Your objective: Everything in the listing except the pictures should be written out exactly.

-- start Data section --

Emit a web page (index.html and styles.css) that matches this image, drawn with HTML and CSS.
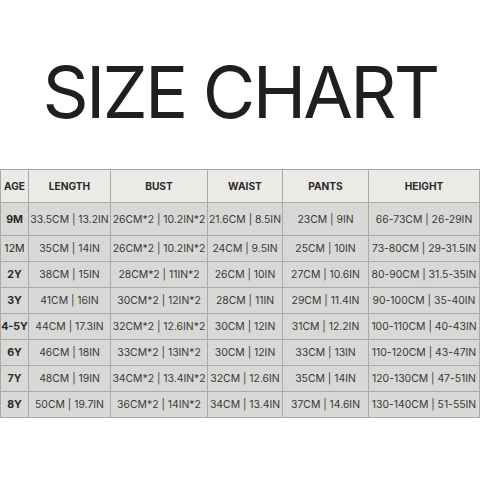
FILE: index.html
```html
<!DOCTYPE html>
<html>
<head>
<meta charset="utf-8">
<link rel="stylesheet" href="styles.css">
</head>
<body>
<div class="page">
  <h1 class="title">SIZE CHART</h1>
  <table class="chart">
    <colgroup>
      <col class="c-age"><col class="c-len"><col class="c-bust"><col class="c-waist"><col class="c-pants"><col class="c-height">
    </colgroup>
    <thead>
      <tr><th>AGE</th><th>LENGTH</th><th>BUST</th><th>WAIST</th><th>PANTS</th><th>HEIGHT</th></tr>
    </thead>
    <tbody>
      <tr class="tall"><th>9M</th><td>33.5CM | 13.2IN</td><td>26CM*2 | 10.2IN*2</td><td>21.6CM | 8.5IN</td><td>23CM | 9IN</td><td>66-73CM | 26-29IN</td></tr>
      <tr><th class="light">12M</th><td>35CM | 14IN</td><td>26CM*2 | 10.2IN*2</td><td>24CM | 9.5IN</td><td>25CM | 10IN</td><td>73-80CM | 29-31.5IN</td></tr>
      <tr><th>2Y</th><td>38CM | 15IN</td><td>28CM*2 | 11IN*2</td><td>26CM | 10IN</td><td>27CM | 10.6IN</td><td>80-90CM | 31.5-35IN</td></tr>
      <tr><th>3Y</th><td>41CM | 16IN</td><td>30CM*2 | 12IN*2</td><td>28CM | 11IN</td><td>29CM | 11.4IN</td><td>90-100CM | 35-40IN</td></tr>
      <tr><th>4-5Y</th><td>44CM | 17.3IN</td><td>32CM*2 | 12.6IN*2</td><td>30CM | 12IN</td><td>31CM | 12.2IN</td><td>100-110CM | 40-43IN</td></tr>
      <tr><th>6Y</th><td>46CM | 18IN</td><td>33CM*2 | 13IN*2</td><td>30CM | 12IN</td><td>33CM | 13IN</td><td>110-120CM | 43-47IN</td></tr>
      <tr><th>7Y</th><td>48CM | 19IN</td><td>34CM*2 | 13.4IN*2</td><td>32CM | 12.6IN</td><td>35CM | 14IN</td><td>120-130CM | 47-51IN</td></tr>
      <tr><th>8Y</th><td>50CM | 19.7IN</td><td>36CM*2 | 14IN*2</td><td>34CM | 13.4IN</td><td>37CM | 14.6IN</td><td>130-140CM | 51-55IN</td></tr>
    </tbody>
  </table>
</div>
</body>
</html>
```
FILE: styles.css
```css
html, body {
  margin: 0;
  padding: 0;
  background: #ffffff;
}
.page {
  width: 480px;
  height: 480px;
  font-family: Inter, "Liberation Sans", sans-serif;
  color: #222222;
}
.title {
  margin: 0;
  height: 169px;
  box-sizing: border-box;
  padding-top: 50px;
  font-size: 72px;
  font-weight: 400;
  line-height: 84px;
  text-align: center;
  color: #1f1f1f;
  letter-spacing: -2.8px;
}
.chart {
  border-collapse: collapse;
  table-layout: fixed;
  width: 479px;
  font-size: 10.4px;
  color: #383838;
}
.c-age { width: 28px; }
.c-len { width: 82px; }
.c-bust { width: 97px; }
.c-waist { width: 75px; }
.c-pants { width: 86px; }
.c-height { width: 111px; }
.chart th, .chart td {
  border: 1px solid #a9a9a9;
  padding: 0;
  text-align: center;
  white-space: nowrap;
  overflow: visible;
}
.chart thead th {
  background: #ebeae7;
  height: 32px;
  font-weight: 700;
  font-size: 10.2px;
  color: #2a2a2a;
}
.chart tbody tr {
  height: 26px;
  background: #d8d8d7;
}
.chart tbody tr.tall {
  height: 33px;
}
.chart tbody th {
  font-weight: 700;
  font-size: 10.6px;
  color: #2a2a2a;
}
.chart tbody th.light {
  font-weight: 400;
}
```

-- end Data section --

Exercise solution:
Emit a web page (index.html and styles.css) that matches this image, drawn with HTML and CSS.
FILE: index.html
```html
<!DOCTYPE html>
<html>
<head>
<meta charset="utf-8">
<link rel="stylesheet" href="styles.css">
</head>
<body>
<div class="page">
  <h1 class="title">SIZE CHART</h1>
  <table class="chart">
    <colgroup>
      <col class="c-age"><col class="c-len"><col class="c-bust"><col class="c-waist"><col class="c-pants"><col class="c-height">
    </colgroup>
    <thead>
      <tr><th>AGE</th><th>LENGTH</th><th>BUST</th><th>WAIST</th><th>PANTS</th><th>HEIGHT</th></tr>
    </thead>
    <tbody>
      <tr class="tall"><th>9M</th><td>33.5CM | 13.2IN</td><td>26CM*2 | 10.2IN*2</td><td>21.6CM | 8.5IN</td><td>23CM | 9IN</td><td>66-73CM | 26-29IN</td></tr>
      <tr><th class="light">12M</th><td>35CM | 14IN</td><td>26CM*2 | 10.2IN*2</td><td>24CM | 9.5IN</td><td>25CM | 10IN</td><td>73-80CM | 29-31.5IN</td></tr>
      <tr><th>2Y</th><td>38CM | 15IN</td><td>28CM*2 | 11IN*2</td><td>26CM | 10IN</td><td>27CM | 10.6IN</td><td>80-90CM | 31.5-35IN</td></tr>
      <tr><th>3Y</th><td>41CM | 16IN</td><td>30CM*2 | 12IN*2</td><td>28CM | 11IN</td><td>29CM | 11.4IN</td><td>90-100CM | 35-40IN</td></tr>
      <tr><th>4-5Y</th><td>44CM | 17.3IN</td><td>32CM*2 | 12.6IN*2</td><td>30CM | 12IN</td><td>31CM | 12.2IN</td><td>100-110CM | 40-43IN</td></tr>
      <tr><th>6Y</th><td>46CM | 18IN</td><td>33CM*2 | 13IN*2</td><td>30CM | 12IN</td><td>33CM | 13IN</td><td>110-120CM | 43-47IN</td></tr>
      <tr><th>7Y</th><td>48CM | 19IN</td><td>34CM*2 | 13.4IN*2</td><td>32CM | 12.6IN</td><td>35CM | 14IN</td><td>120-130CM | 47-51IN</td></tr>
      <tr><th>8Y</th><td>50CM | 19.7IN</td><td>36CM*2 | 14IN*2</td><td>34CM | 13.4IN</td><td>37CM | 14.6IN</td><td>130-140CM | 51-55IN</td></tr>
    </tbody>
  </table>
</div>
</body>
</html>
```
FILE: styles.css
```css
html, body {
  margin: 0;
  padding: 0;
  background: #ffffff;
}
.page {
  width: 480px;
  height: 480px;
  font-family: Inter, "Liberation Sans", sans-serif;
  color: #222222;
}
.title {
  margin: 0;
  height: 169px;
  box-sizing: border-box;
  padding-top: 50px;
  font-size: 72px;
  font-weight: 400;
  line-height: 84px;
  text-align: center;
  color: #1f1f1f;
  letter-spacing: -2.8px;
}
.chart {
  border-collapse: collapse;
  table-layout: fixed;
  width: 479px;
  font-size: 10.4px;
  color: #383838;
}
.c-age { width: 28px; }
.c-len { width: 82px; }
.c-bust { width: 97px; }
.c-waist { width: 75px; }
.c-pants { width: 86px; }
.c-height { width: 111px; }
.chart th, .chart td {
  border: 1px solid #a9a9a9;
  padding: 0;
  text-align: center;
  white-space: nowrap;
  overflow: visible;
}
.chart thead th {
  background: #ebeae7;
  height: 32px;
  font-weight: 700;
  font-size: 10.2px;
  color: #2a2a2a;
}
.chart tbody tr {
  height: 26px;
  background: #d8d8d7;
}
.chart tbody tr.tall {
  height: 33px;
}
.chart tbody th {
  font-weight: 700;
  font-size: 10.6px;
  color: #2a2a2a;
}
.chart tbody th.light {
  font-weight: 400;
}
```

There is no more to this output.